Our enhanced monitoring and tracking procedures have ensured improved and ongoing compliance with the Pensions Act and supporting regulations. Systems are also in place to monitor and track investment limits.

Technology is leveraged to keep the trustees and pension fund members informed on all aspects of their respective funds, including access to member balances and administration and investment management reports. Customer satisfaction is a key component of our business strategy and, as such, regular meetings are held with trustees where they are provided with critical information regarding the investments, administration, regulatory and accounting matters.
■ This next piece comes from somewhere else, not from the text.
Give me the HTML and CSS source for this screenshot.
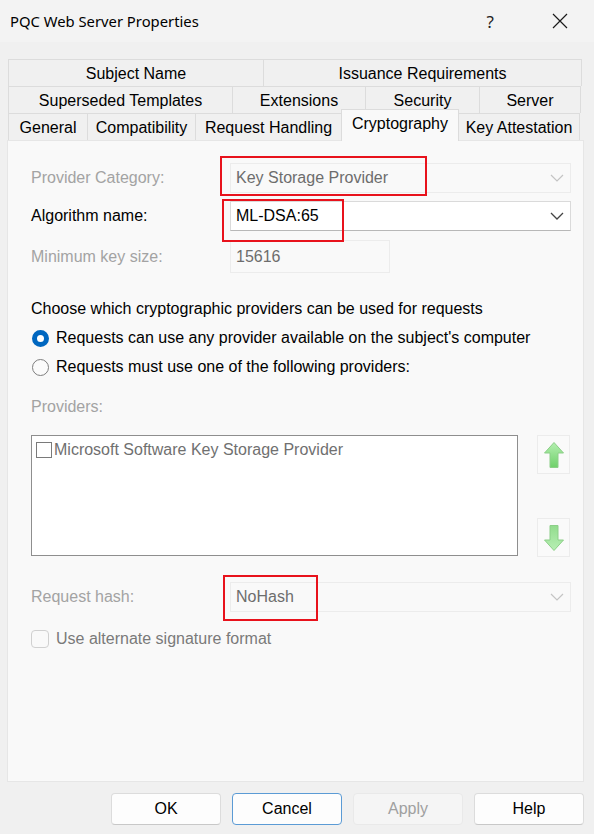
FILE: index.html
```html
<!DOCTYPE html>
<html>
<head>
<meta charset="utf-8">
<link rel="stylesheet" href="styles.css">
</head>
<body>
<div class="window">
  <div class="titlebar">
    <span class="title">PQC Web Server Properties</span>
    <span class="help">?</span>
    <svg class="close" width="16" height="16" viewBox="0 0 16 16"><path d="M1 1 L15 15 M15 1 L1 15" stroke="#1a1a1a" stroke-width="1.2" fill="none"/></svg>
  </div>

  <div class="tabs">
    <div class="tabrow">
      <div class="tab t-subject">Subject Name</div>
      <div class="tab t-issuance">Issuance Requirements</div>
    </div>
    <div class="tabrow">
      <div class="tab t-superseded">Superseded Templates</div>
      <div class="tab t-extensions">Extensions</div>
      <div class="tab t-security">Security</div>
      <div class="tab t-server">Server</div>
    </div>
    <div class="tabrow front">
      <div class="tab t-general">General</div>
      <div class="tab t-compat">Compatibility</div>
      <div class="tab t-request">Request Handling</div>
      <div class="tab t-crypto selected">Cryptography</div>
      <div class="tab t-attest">Key Attestation</div>
    </div>
  </div>

  <div class="panel">
    <div class="formgrid">
      <div class="label disabled">Provider Category:</div>
      <div class="combo off">
        <span>Key Storage Provider</span>
        <svg class="chev" width="14" height="8" viewBox="0 0 14 8"><path d="M1 1 L7 7 L13 1" stroke="#c4c4c4" stroke-width="1.2" fill="none"/></svg>
        <div class="mark mark-cat"></div>
      </div>

      <div class="label">Algorithm name:</div>
      <div class="combo on">
        <span>ML-DSA:65</span>
        <svg class="chev" width="14" height="8" viewBox="0 0 14 8"><path d="M1 1 L7 7 L13 1" stroke="#444" stroke-width="1.3" fill="none"/></svg>
        <div class="mark mark-alg"></div>
      </div>

      <div class="label disabled lbl-min">Minimum key size:</div>
      <div class="keysize">15616</div>
    </div>

    <p class="choose">Choose which cryptographic providers can be used for requests</p>
    <div class="radio-row">
      <span class="radio checked"></span>
      <span>Requests can use any provider available on the subject's computer</span>
    </div>
    <div class="radio-row">
      <span class="radio"></span>
      <span>Requests must use one of the following providers:</span>
    </div>

    <div class="label disabled providers-lbl">Providers:</div>
    <div class="providers">
      <div class="listbox">
        <div class="item"><span class="sqbox"></span>Microsoft Software Key Storage Provider</div>
      </div>
      <div class="arrows">
        <div class="arrowbtn">
          <svg width="22" height="28" viewBox="0 0 22 28">
            <defs><linearGradient id="gu" x1="0" y1="0" x2="0" y2="1"><stop offset="0" stop-color="#b4efb0"/><stop offset="1" stop-color="#6fd06a"/></linearGradient></defs>
            <path d="M11 1.5 L20.5 12 L15 12 L15 26.5 L7 26.5 L7 12 L1.5 12 Z" fill="url(#gu)" stroke="#8ccf88" stroke-width="1" stroke-linejoin="round"/>
          </svg>
        </div>
        <div class="arrowbtn">
          <svg width="22" height="28" viewBox="0 0 22 28">
            <defs><linearGradient id="gd" x1="0" y1="0" x2="0" y2="1"><stop offset="0" stop-color="#92dc8d"/><stop offset="1" stop-color="#b8efb4"/></linearGradient></defs>
            <path d="M11 26.5 L20.5 16 L15 16 L15 1.5 L7 1.5 L7 16 L1.5 16 Z" fill="url(#gd)" stroke="#8ccf88" stroke-width="1" stroke-linejoin="round"/>
          </svg>
        </div>
      </div>
    </div>

    <div class="formgrid hashgrid">
      <div class="label disabled">Request hash:</div>
      <div class="combo off">
        <span>NoHash</span>
        <svg class="chev" width="14" height="8" viewBox="0 0 14 8"><path d="M1 1 L7 7 L13 1" stroke="#c4c4c4" stroke-width="1.2" fill="none"/></svg>
        <div class="mark mark-hash"></div>
      </div>
    </div>

    <div class="check-row">
      <span class="chk"></span>
      <span>Use alternate signature format</span>
    </div>
  </div>

  <div class="buttons">
    <button class="btn">OK</button>
    <button class="btn focus">Cancel</button>
    <button class="btn dis">Apply</button>
    <button class="btn">Help</button>
  </div>
</div>
</body>
</html>
```

FILE: styles.css
```css
* { box-sizing: border-box; }
html, body { margin: 0; padding: 0; }
body {
  width: 594px;
  height: 834px;
  background: #f0f0f0;
  font-family: "Liberation Sans", Arial, sans-serif;
  font-size: 16px;
  color: #000;
  overflow: hidden;
}
.window { width: 594px; height: 834px; display: flex; flex-direction: column; }

.titlebar {
  height: 42px;
  background: #f3f3f3;
  display: flex;
  align-items: center;
  padding-left: 10px;
}
.title {
  font-family: "Noto Sans", sans-serif;
  font-size: 14.8px;
  flex: 1;
  margin-top: -1px;
}
.help {
  font-family: "Noto Sans", sans-serif;
  font-size: 17px;
  color: #222;
  margin-right: 58px;
}
.close { margin-right: 26px; }

.tabs { margin: 17px 0 0 8px; width: 574px; display: flex; flex-direction: column; }
.tabrow { display: flex; height: 27px; }
.tab {
  height: 27px;
  border: 1px solid #dcdcdc;
  border-bottom: none;
  margin-right: -1px;
  background: #f0f0f0;
  display: flex;
  align-items: center;
  justify-content: center;
  white-space: nowrap;
  padding-top: 1px;
}
.tabrow.front { align-items: flex-end; position: relative; z-index: 2; }
.tab.selected {
  height: 32px;
  background: #f9f9f9;
  margin-bottom: -1px;
  padding-bottom: 4px;
}
.t-subject { width: 256px; }
.t-issuance { width: 319px; }
.t-superseded { width: 225px; }
.t-extensions { width: 134px; }
.t-security { width: 115px; }
.t-server { width: 102px; }
.t-general { width: 80px; }
.t-compat { width: 109px; }
.t-request { width: 147px; }
.t-crypto { width: 118px; }
.t-attest { width: 122px; }

.panel {
  margin-left: 7px;
  width: 577px;
  height: 642px;
  background: #f9f9f9;
  border: 1px solid #e6e6e6;
  padding: 22px 12px 0 23px;
  display: flex;
  flex-direction: column;
}

.formgrid {
  display: grid;
  grid-template-columns: 199px 341px;
  row-gap: 8px;
  align-items: center;
}
.label { white-space: nowrap; }
.disabled { color: #a3a3a3; }
.lbl-min { margin-top: 1px; }

.combo {
  position: relative;
  height: 30px;
  display: flex;
  align-items: center;
  padding-left: 5px;
}
.combo.off { border: 1px solid #ececec; color: #6d6d6d; }
.combo.on { background: #fff; border: 1px solid #dadada; border-bottom-color: #b8b8b8; }
.combo span { flex: 1; }
.chev { margin-right: 6px; }

.keysize {
  width: 160px;
  height: 33px;
  border: 1px solid #ececec;
  color: #6d6d6d;
  padding-left: 5px;
  display: flex;
  align-items: center;
  margin-top: 1px;
}

.mark { position: absolute; border: 2px solid #e8121c; pointer-events: none; }
.mark-cat { left: -11px; top: -8px; width: 207px; height: 40px; }
.mark-alg { left: -9px; top: -3px; width: 122px; height: 43px; }
.mark-hash { left: -8px; top: -8px; width: 95px; height: 46px; }

.choose { margin: 26px 0 0 0; line-height: 20px; }
.radio-row { display: flex; align-items: center; height: 20px; margin-top: 9px; }
.radio-row span:last-child { margin-left: 7px; }
.radio-row + .radio-row { margin-top: 9px; }
.radio {
  width: 17px; height: 17px;
  border-radius: 50%;
  border: 1px solid #7e7e7e;
  background: #fbfbfb;
  margin-left: 1px;
  flex: none;
}
.radio.checked {
  border: 5px solid #0067c0;
  background: #fff;
}

.providers-lbl { margin-top: 20px; line-height: 20px; }
.providers { display: flex; margin-top: 18px; }
.listbox {
  width: 487px;
  height: 121px;
  background: #fff;
  border: 1px solid #8e8e8e;
  padding: 5px 0 0 4px;
}
.item { display: flex; align-items: center; color: #707070; line-height: 18px; }
.sqbox {
  width: 16px; height: 16px;
  border: 1px solid #7a7a7a;
  margin-right: 2px;
  flex: none;
}
.arrows {
  margin-left: 19px;
  display: flex;
  flex-direction: column;
  justify-content: space-between;
  height: 122px;
}
.arrowbtn {
  width: 33px;
  height: 39px;
  border: 1px solid #ececec;
  background: #fafafa;
  display: flex;
  align-items: center;
  justify-content: center;
}

.hashgrid { margin-top: 25px; }

.check-row { display: flex; align-items: center; margin-top: 18px; color: #7a7a7a; }
.chk {
  width: 18px; height: 18px;
  border: 1px solid #d0d0d0;
  border-radius: 4px;
  background: #f9f9f9;
  margin-right: 7px;
  flex: none;
}

.buttons {
  display: flex;
  justify-content: flex-end;
  gap: 11px;
  padding-right: 10px;
  margin-top: 11px;
}
.btn {
  width: 110px;
  height: 32px;
  font-family: "Liberation Sans", Arial, sans-serif;
  font-size: 16px;
  color: #000;
  background: #fdfdfd;
  border: 1px solid #dcdcdc;
  border-bottom-color: #c8c8c8;
  border-radius: 4px;
  padding: 0;
}
.btn.focus { border: 1px solid #5b9bd5; background: #fdfdfd; }
.btn.dis { color: #a0a0a0; background: #f5f5f5; border-color: #e9e9e9; }
```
In addition, these meetings are used as an avenue for the trustees to openly discuss their concerns and to make recommendations as they relate to our service delivery.

What core role does technology play in these changes?
Given the new requirements of the Pensions Act, governance and, by extension, regulatory reporting has become increasingly important. As a result, pension fund managers and administrators have had to improve their reporting capabilities in line with these requirements. In this context, NCB Insurance Company has utilised technology to assist with the reporting requirements surrounding regulatory compliance pertaining to investment management and administration of the pension funds under its management.

We have other plans to further incorporate technology into our business. We plan to leverage technology to provide critical fund information, via online access, to members and trustees alongside improvements to the portfolio management process. We also plan to provide technology-focused training for our key employees in order to ensure proficiency, as well as improve trustee education by continuing to host our pension seminar and expand our ongoing trustee training programmes.